* _AIM_: Identify the lines containing the word "screenshot". Copy each one.

(Code that builds pages)
----
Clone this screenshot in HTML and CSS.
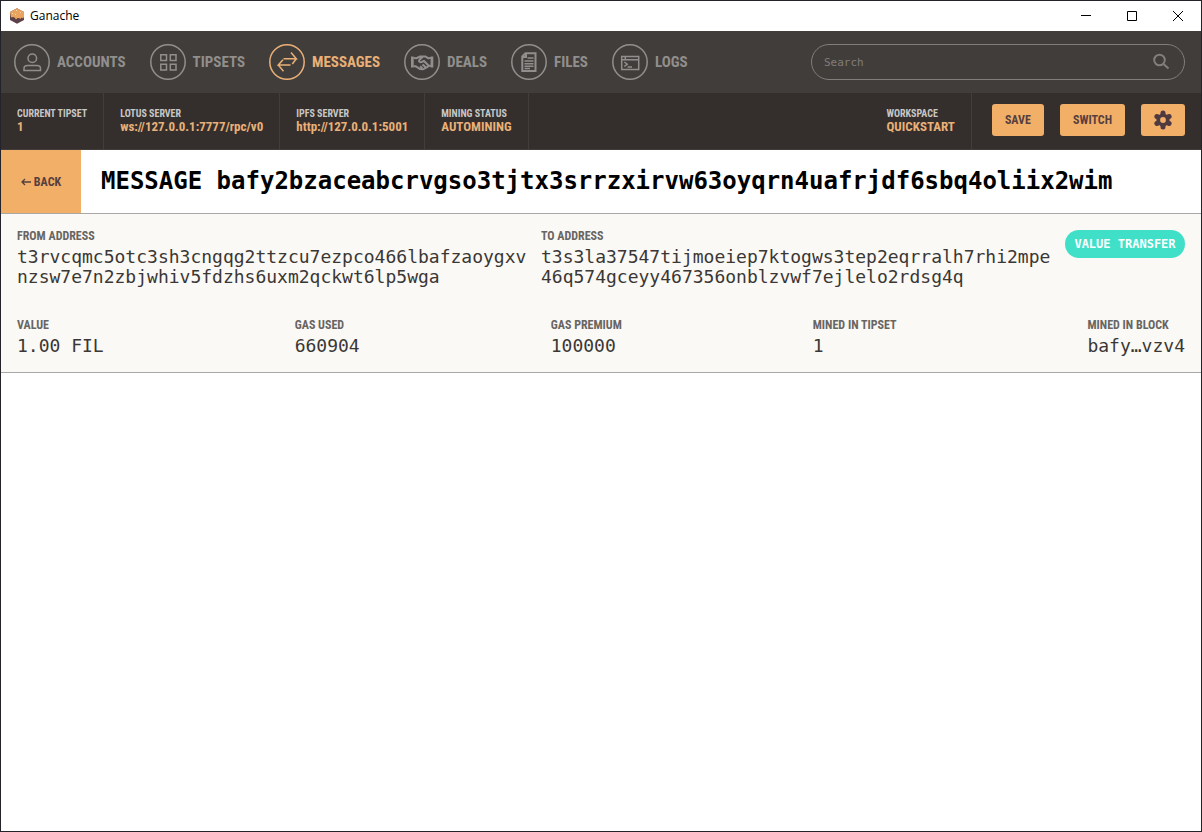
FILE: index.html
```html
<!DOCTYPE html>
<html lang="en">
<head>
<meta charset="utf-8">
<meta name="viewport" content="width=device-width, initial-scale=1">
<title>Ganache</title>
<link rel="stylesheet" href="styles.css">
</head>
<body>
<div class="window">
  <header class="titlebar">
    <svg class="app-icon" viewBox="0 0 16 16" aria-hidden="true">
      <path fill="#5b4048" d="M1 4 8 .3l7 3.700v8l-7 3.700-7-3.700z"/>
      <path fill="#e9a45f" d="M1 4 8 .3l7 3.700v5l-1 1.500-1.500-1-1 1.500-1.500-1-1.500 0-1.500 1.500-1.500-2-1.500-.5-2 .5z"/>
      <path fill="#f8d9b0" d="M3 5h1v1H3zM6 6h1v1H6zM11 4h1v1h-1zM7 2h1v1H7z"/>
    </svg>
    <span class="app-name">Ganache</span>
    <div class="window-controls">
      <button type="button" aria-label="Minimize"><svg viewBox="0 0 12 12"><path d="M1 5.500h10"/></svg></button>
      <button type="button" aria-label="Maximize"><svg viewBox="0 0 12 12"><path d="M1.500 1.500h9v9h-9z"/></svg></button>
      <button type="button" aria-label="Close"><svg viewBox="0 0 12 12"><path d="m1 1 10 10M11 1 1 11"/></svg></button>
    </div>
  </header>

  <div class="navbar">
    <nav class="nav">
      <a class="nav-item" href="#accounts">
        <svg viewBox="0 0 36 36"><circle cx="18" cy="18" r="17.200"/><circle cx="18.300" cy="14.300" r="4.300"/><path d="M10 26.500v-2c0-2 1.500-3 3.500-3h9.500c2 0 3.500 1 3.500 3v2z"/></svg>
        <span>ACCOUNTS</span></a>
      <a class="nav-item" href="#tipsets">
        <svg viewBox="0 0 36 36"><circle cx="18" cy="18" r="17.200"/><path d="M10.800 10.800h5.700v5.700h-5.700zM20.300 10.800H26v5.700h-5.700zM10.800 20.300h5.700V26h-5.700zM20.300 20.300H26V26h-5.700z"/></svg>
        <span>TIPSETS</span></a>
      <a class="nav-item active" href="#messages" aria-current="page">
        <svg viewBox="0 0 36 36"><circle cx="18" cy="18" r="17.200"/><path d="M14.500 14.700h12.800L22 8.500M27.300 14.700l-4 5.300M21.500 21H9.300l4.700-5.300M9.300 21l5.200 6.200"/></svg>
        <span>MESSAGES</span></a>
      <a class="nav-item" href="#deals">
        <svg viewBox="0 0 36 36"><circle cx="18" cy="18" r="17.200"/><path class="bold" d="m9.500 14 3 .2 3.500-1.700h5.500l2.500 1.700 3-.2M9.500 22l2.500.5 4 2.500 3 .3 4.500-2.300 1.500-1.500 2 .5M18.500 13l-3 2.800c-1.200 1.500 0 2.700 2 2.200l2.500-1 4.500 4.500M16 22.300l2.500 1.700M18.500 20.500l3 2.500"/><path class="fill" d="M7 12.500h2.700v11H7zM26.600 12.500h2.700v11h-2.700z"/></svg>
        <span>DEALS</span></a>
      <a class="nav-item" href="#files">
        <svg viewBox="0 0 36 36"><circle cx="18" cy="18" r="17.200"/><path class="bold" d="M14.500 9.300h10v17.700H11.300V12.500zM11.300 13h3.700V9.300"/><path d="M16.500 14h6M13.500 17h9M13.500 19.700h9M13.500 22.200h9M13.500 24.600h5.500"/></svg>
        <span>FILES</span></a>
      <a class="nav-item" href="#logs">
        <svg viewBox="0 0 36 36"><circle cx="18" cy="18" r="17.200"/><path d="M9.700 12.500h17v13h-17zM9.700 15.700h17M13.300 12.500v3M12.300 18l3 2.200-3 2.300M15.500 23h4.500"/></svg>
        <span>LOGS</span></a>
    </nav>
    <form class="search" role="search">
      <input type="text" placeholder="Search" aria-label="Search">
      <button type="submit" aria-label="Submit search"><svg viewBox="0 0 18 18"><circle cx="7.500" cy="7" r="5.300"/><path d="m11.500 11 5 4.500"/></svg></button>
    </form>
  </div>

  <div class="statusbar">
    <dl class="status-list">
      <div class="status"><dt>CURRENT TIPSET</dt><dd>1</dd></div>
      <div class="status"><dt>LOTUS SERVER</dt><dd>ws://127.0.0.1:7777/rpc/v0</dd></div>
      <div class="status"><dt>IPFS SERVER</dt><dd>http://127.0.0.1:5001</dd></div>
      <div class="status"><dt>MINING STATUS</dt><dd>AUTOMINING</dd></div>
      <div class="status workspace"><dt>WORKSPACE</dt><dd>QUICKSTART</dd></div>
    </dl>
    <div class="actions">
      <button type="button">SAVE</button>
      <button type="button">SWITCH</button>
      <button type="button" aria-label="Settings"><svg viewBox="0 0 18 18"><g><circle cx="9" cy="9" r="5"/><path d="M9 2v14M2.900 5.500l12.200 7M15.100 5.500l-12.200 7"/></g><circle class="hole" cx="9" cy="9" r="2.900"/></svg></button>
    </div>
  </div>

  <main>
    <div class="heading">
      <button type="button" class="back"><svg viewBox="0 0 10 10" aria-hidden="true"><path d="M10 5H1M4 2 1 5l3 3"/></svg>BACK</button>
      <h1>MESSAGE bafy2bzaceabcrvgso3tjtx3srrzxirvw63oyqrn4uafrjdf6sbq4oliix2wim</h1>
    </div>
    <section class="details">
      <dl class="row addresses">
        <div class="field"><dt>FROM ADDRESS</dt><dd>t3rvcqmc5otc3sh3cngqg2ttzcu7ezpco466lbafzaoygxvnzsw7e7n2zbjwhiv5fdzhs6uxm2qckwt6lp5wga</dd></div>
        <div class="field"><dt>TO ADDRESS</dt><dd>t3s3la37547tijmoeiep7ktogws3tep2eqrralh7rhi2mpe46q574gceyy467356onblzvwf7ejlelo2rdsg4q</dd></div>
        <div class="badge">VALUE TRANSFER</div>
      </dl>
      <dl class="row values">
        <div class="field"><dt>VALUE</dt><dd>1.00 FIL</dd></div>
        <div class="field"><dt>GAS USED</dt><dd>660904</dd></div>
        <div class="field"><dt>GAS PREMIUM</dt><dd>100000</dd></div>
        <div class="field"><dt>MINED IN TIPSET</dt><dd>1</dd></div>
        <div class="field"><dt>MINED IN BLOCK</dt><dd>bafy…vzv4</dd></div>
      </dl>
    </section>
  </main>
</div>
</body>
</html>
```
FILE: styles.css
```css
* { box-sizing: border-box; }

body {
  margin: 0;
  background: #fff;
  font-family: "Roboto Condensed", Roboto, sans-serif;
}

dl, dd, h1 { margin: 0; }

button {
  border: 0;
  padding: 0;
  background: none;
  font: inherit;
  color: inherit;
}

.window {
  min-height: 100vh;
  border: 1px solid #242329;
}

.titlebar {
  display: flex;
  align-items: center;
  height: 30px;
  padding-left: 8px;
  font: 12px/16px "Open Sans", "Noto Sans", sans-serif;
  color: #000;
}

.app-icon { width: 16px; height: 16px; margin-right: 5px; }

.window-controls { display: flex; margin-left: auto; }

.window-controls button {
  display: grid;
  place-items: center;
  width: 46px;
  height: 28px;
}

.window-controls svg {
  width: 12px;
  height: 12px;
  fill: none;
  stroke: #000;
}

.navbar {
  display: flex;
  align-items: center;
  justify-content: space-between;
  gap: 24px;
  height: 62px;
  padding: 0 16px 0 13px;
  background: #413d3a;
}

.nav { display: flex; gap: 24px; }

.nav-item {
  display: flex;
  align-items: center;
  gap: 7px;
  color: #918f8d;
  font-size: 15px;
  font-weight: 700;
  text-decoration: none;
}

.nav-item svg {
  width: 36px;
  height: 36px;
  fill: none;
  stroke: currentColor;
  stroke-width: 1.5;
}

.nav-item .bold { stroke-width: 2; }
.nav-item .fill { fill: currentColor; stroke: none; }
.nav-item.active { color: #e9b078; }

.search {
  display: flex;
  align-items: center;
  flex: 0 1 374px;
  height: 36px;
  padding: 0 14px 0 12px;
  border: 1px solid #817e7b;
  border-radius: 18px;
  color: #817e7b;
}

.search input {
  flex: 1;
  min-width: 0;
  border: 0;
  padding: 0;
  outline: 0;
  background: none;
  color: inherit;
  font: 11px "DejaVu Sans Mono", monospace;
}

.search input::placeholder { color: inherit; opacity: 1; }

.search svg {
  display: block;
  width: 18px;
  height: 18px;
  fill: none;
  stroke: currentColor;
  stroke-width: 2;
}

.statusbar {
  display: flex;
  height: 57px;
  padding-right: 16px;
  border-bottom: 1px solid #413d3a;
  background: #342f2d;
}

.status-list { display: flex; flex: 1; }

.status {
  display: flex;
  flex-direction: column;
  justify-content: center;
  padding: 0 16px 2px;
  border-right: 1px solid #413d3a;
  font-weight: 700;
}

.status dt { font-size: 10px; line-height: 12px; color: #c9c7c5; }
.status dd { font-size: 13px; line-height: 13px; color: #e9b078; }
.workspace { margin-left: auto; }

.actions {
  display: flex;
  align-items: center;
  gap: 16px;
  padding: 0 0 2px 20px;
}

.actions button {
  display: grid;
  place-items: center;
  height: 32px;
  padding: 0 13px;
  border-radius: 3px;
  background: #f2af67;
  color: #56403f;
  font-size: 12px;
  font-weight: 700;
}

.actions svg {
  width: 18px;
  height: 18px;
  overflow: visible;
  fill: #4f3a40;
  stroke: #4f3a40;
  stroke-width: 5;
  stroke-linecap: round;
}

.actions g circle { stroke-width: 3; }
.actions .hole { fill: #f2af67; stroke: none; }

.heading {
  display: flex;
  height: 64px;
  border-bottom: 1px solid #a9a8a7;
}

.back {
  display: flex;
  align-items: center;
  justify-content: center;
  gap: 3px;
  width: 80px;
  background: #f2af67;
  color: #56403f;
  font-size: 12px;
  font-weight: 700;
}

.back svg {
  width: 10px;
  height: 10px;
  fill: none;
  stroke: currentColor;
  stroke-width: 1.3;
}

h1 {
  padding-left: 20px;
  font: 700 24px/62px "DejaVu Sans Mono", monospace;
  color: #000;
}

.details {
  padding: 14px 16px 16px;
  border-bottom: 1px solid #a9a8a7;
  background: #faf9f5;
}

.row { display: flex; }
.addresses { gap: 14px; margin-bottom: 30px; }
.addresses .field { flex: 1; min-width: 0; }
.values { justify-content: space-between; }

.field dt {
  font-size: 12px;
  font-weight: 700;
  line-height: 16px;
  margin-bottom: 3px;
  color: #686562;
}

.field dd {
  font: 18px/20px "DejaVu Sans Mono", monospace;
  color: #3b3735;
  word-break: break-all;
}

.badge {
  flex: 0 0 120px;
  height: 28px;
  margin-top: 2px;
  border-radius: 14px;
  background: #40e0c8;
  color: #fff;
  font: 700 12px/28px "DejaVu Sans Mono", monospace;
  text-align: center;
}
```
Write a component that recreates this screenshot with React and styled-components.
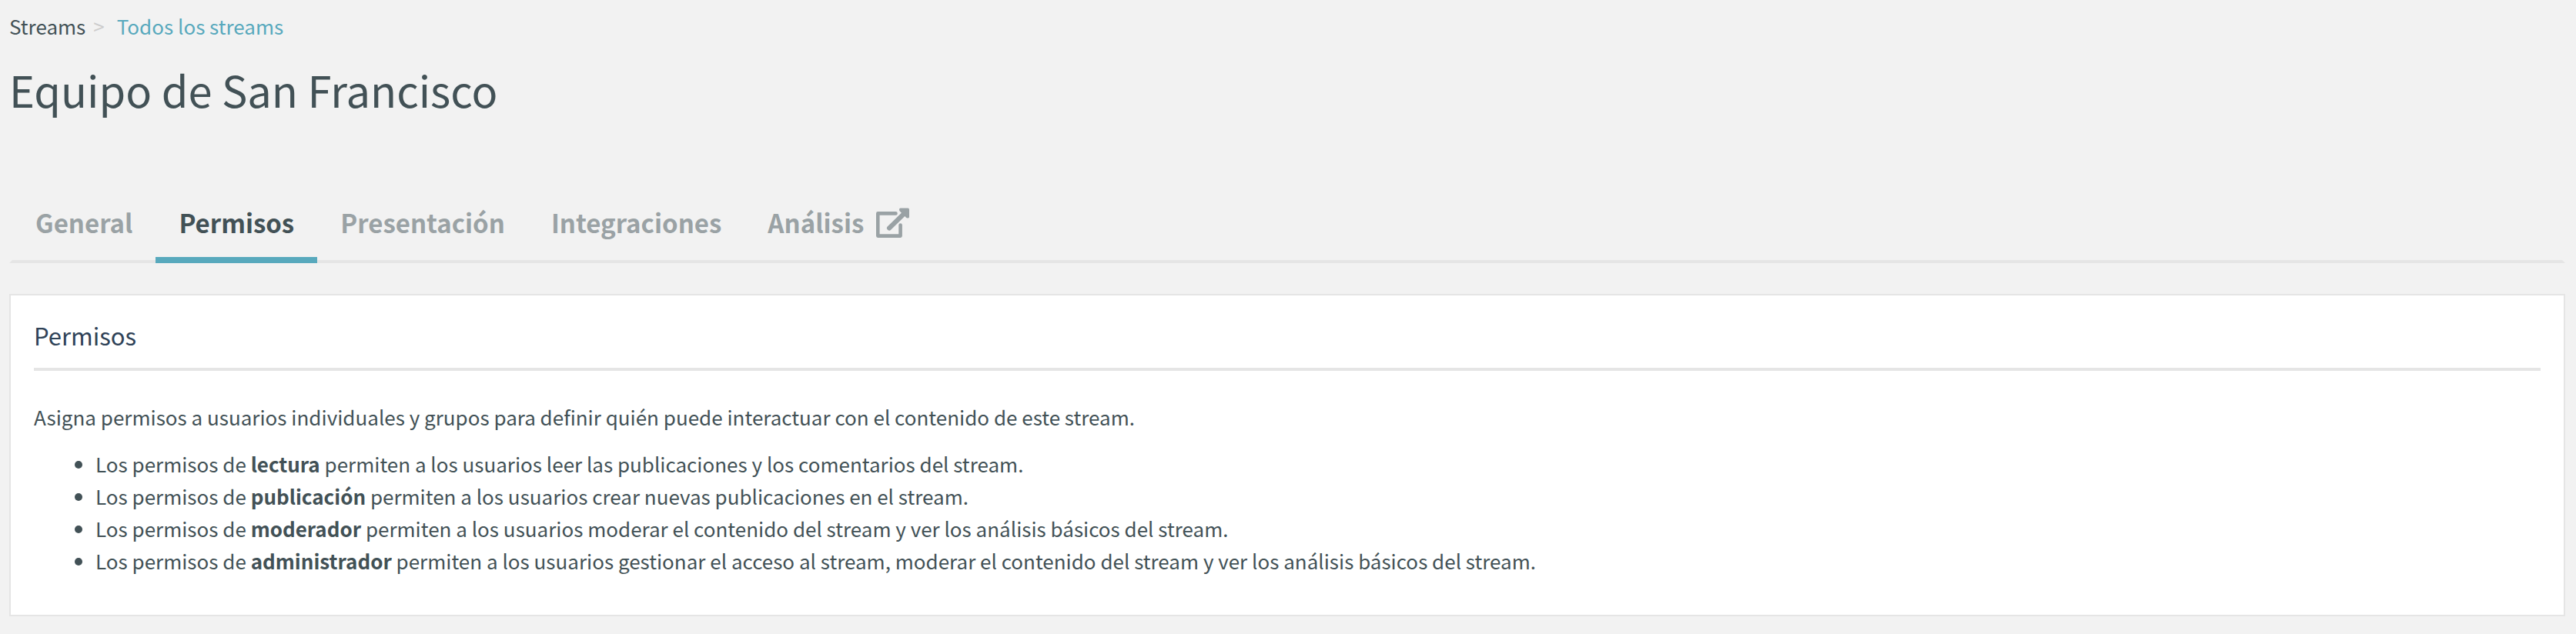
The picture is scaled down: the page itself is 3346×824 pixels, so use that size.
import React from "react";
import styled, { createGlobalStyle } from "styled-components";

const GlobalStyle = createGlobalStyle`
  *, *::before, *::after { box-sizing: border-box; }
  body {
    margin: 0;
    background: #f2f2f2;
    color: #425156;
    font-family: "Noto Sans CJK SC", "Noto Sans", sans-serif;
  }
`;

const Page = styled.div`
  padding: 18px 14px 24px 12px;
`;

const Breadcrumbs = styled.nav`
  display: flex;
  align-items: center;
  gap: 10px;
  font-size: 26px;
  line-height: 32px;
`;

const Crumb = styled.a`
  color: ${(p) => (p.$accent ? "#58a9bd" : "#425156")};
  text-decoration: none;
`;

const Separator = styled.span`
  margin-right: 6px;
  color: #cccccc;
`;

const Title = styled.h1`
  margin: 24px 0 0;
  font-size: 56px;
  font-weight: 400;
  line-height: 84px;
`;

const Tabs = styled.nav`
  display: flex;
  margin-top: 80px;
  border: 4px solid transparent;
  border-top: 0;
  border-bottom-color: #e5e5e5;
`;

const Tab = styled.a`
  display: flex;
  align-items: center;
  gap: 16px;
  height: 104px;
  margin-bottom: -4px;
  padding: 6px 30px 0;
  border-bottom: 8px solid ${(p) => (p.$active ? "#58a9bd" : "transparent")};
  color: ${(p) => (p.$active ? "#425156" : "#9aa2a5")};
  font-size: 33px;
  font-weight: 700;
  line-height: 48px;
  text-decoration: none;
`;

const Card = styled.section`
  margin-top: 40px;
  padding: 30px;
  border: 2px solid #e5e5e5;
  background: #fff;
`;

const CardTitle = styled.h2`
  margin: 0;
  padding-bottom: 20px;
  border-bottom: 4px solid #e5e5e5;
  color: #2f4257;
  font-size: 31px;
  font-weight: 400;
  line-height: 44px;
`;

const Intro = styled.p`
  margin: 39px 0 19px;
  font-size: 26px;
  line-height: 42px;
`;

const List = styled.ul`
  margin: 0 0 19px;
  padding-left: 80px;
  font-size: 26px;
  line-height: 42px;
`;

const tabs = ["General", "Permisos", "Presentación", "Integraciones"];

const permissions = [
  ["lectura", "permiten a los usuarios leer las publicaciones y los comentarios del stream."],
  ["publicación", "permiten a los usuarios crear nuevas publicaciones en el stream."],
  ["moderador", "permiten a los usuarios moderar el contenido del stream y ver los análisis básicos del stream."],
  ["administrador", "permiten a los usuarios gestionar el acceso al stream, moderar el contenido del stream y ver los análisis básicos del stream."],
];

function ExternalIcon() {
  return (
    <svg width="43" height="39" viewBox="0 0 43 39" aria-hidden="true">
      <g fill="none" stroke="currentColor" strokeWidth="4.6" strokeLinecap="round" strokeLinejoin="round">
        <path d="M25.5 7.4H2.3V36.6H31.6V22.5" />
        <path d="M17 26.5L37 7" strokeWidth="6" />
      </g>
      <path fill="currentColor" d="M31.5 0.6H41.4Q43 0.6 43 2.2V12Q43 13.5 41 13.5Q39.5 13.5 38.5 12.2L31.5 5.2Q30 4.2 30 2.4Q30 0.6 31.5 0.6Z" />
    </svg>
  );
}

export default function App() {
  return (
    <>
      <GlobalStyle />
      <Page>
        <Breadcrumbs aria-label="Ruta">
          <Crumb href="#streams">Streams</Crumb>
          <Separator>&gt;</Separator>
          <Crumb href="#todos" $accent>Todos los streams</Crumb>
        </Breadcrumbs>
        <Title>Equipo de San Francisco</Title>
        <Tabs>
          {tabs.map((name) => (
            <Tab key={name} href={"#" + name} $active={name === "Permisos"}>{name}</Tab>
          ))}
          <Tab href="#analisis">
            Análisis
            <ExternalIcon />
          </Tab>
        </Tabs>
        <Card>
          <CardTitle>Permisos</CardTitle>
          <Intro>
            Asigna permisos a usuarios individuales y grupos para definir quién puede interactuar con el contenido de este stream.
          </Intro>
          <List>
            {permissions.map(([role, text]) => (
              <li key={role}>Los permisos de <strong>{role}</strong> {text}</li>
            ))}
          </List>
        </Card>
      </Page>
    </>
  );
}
----
* _EXERCISE SOLUTION_:
Clone this screenshot in HTML and CSS.
Write a component that recreates this screenshot with React and styled-components.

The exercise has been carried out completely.